Modularize Usage¶
modularize [<modularize-options>] <include-files-list> [<front-end-options>...]
<modularize-options> is a place-holder for options specific to modularize, which are described below in Modularize Command Line Options.
<include-files-list> specifies the path of a file name for a file containing the newline-separated list of headers to check with respect to each other. Lines beginning with ‘#’ and empty lines are ignored. Header file names followed by a colon and other space-separated file names will include those extra files as dependencies. The file names can be relative or full paths, but must be on the same line. For example:
header1.h
header2.h
header3.h: header1.h header2.h
Note that unless a -prefix (header path) option is specified, non-absolute file paths in the header list file will be relative to the header list file directory. Use -prefix to specify a different directory.

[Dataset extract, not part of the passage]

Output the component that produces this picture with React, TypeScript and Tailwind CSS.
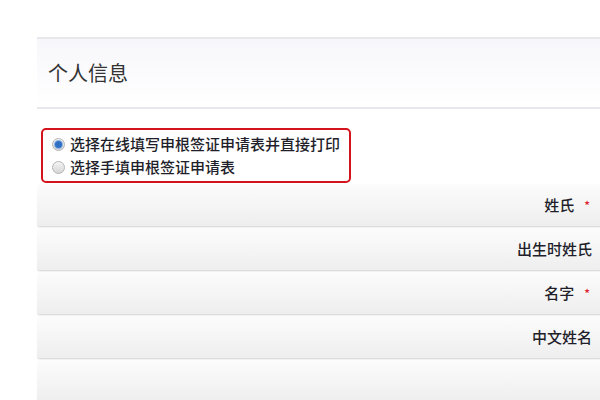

<front-end-options> is a place-holder for regular Clang front-end arguments, which must follow the <include-files-list>. Note that by default, the underlying Clang front end assumes .h files contain C source, so you might need to specify the -x c++ Clang option to tell Clang that the header contains C++ definitions.
Modularize Command Line Options¶
- -prefix <header-path>¶
Prepend the given path to non-absolute file paths in the header list file. By default, headers are assumed to be relative to the header list file directory. Use -prefix to specify a different directory.
- -module-map-path=<module-map-path>¶
Generate a module map and output it to the given file. See the description in Module Map Generation.
- -root-module=<root-name>¶
Put modules generated by the -module-map-path option in an enclosing module with the given name. See the description in Module Map Generation.